Boris Johnson’s tragedy is not the Downing Street parties, but Brexit. He managed to pull off the biggest British political stunt in living memory, but then had no clue what to do with it.
This is not only the tragedy of one man, but the tragedy of an entire party. William Hague had it spot-on this morning when he wrote about yesterday’s 211 to 148 confidence vote result:
“‘That is the worst possible result from the Conservative party’s point of view. Logically, they should either reconcile themselves to Johnson and get behind him, or decisively eject him and move on to a new leader. It does not seem they have done either.’

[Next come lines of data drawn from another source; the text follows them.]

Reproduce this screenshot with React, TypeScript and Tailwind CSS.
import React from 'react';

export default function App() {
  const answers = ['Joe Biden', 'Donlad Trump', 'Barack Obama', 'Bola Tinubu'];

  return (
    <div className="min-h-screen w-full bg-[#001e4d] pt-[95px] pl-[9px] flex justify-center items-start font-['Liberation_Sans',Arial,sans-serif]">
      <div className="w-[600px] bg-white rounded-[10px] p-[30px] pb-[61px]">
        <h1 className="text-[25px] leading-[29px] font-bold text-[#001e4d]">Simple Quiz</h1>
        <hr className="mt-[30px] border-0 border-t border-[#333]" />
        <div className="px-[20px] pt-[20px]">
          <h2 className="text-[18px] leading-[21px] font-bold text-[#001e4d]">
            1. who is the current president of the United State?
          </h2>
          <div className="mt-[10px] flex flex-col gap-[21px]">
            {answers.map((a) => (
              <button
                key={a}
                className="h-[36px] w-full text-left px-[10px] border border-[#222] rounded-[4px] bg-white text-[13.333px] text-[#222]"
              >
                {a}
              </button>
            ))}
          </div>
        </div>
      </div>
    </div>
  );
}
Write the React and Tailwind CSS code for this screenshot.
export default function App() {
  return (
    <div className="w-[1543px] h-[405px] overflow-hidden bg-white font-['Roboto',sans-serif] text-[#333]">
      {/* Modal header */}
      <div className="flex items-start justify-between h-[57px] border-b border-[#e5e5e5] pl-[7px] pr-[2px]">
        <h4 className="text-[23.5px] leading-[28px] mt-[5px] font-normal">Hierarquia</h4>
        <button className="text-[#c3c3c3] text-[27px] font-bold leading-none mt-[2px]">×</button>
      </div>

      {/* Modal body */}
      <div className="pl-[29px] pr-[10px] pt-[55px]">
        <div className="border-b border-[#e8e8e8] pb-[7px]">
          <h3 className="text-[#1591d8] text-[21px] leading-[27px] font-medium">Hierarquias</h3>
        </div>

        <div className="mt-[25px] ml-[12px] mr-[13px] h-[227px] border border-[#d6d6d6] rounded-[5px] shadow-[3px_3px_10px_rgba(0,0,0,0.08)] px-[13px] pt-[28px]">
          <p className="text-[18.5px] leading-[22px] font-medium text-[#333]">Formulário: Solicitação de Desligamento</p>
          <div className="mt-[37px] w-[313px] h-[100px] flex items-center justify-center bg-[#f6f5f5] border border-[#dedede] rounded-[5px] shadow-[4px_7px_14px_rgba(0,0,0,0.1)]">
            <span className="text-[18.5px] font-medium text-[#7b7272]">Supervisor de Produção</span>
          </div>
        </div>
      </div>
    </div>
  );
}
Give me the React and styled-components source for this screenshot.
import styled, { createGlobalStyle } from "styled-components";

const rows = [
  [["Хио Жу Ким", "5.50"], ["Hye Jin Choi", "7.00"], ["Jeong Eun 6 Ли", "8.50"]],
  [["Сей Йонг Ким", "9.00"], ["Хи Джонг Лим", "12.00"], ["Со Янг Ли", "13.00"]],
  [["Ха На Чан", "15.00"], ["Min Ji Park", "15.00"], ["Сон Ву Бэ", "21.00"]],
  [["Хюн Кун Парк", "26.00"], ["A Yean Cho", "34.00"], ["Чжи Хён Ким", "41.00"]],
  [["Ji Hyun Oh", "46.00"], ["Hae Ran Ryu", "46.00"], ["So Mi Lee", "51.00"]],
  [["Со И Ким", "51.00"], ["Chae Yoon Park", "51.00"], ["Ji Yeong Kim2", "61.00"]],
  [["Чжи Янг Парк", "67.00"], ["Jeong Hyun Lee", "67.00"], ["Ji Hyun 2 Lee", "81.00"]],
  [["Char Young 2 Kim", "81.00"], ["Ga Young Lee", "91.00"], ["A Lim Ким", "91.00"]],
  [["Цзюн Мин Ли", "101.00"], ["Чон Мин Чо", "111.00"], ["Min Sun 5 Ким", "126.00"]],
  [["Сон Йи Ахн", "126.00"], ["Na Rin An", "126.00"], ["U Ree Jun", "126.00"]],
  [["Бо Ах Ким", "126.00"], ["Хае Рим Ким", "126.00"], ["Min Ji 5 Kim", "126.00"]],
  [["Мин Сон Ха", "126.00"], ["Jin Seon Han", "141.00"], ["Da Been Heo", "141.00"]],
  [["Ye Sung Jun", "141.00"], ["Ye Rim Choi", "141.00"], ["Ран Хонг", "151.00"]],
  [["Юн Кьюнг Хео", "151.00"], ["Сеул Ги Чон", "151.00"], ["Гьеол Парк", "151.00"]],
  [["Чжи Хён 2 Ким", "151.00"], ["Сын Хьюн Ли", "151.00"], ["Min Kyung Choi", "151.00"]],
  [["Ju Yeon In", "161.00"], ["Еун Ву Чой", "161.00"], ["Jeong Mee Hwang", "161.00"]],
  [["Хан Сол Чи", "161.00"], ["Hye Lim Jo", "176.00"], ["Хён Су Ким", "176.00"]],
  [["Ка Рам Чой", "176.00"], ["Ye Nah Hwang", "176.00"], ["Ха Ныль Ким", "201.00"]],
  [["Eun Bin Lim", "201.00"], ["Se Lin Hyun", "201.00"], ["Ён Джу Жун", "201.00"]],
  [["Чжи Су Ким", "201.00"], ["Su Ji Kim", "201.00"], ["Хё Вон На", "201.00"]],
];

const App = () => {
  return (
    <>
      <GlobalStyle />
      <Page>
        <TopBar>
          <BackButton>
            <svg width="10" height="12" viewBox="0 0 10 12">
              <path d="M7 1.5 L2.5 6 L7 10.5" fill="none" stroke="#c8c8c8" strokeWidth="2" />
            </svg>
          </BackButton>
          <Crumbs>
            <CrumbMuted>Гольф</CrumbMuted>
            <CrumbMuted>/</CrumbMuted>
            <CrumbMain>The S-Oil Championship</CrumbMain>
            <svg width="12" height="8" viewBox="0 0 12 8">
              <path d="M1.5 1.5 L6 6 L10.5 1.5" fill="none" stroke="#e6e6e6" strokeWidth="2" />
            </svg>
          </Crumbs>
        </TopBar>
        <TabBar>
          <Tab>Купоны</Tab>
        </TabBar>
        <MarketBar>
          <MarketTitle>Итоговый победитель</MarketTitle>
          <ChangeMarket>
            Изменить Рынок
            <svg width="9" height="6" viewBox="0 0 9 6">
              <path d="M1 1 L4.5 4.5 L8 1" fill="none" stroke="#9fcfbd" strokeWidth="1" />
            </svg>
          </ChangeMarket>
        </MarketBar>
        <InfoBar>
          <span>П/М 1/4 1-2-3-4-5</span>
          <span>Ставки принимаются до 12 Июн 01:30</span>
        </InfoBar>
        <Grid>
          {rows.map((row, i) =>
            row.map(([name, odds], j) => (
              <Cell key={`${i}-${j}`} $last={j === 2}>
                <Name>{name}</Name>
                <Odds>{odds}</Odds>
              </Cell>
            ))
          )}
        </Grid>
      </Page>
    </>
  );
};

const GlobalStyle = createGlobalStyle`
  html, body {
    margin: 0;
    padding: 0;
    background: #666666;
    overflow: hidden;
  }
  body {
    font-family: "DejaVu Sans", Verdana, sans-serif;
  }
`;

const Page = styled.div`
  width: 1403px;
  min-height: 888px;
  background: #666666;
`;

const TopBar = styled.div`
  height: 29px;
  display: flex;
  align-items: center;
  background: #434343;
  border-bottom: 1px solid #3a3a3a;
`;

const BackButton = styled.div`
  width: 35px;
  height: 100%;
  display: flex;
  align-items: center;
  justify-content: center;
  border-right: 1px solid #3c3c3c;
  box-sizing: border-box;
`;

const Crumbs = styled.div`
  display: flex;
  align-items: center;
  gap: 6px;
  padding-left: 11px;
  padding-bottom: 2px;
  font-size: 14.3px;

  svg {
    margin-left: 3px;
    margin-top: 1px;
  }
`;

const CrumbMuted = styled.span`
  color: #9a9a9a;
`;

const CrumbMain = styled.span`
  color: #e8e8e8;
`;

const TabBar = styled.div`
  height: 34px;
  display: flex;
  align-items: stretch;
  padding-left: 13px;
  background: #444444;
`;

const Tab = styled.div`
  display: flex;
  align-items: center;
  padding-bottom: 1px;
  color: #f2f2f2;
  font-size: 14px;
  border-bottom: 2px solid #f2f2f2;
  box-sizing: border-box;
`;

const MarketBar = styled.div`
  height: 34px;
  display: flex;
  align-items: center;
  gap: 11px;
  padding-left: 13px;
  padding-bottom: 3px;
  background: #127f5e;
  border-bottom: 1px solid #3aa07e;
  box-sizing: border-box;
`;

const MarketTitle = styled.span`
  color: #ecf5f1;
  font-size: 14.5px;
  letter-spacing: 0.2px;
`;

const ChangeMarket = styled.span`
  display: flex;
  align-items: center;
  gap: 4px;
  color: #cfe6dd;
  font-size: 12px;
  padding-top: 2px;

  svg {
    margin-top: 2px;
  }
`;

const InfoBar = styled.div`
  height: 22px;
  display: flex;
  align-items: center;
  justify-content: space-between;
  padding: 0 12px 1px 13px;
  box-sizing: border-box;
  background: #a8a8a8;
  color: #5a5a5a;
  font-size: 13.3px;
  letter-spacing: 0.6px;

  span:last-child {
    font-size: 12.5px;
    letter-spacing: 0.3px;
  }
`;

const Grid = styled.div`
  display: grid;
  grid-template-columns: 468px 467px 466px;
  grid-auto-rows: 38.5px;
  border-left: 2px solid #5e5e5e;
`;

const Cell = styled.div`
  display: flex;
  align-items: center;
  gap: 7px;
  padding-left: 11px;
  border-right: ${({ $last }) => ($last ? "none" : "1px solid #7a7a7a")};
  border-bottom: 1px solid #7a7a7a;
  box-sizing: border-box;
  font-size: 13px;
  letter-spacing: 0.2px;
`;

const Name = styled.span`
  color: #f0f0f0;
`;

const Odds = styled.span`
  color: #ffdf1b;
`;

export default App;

If he had been ousted yesterday, Liz Truss, the foreign secretary, would presumably have emerged as his successor. And then what? She is the current favourite in the betting markets, followed by Jeremy Hunt, the businessman-turned-politician and former health and foreign secretary. You can hear their slogans, but it is a struggle to see their strategic direction. There is virtually no discussion about a change in political direction. It is all about the leader himself.
This sheer lack of alternative political agendas tells us that, on balance, Johnson could limp on for a while, just as Berlusconi did back then. It is too early to speculate on the outcome of an election that does not have to be held until January 2025, two and a half years from now. Just look at the volatility of the opinion polls within any two-and-a-half-year period in the past. Most likely, the outcome of the next election will be determined by issues that are not yet on the horizon.
For a party in the state they are in right now, the Tories still have respectable mid-term polling results, trailing Labour by some seven percentage points, according to one poll of polls. Prime ministers have recovered from much worse mid-term positions than this one.
The question is whether Johnson’s instincts will lead him and his party on a path to gradual recovery, or on a path to self-destruction. The UK’s relationship with the EU might suffer collateral damage. Maybe we are going to see a return to early Thatcherite hard supply side policies, a macroeconomic squeeze with large spending cuts and moderate tax cuts, of the sort that prompted a letter of 364 economists to the Times in 1981? That policy was ill-judged, but Thatcher won anyway because people supported her programme of economic liberalisation, which contrasted sharply with Labour’s agenda. There is no such clarity now. The Johnson government is neither here nor there.
The one lesson we can draw from the past is that successful leaders come with an agenda. That was true, at one point, for Berlusconi too. Italy’s centre right never managed to find an alternative programme under a different leader. Today, the Italian centre-right is the junior partner of the far-right. For the Tories, this should be a cautionary tale.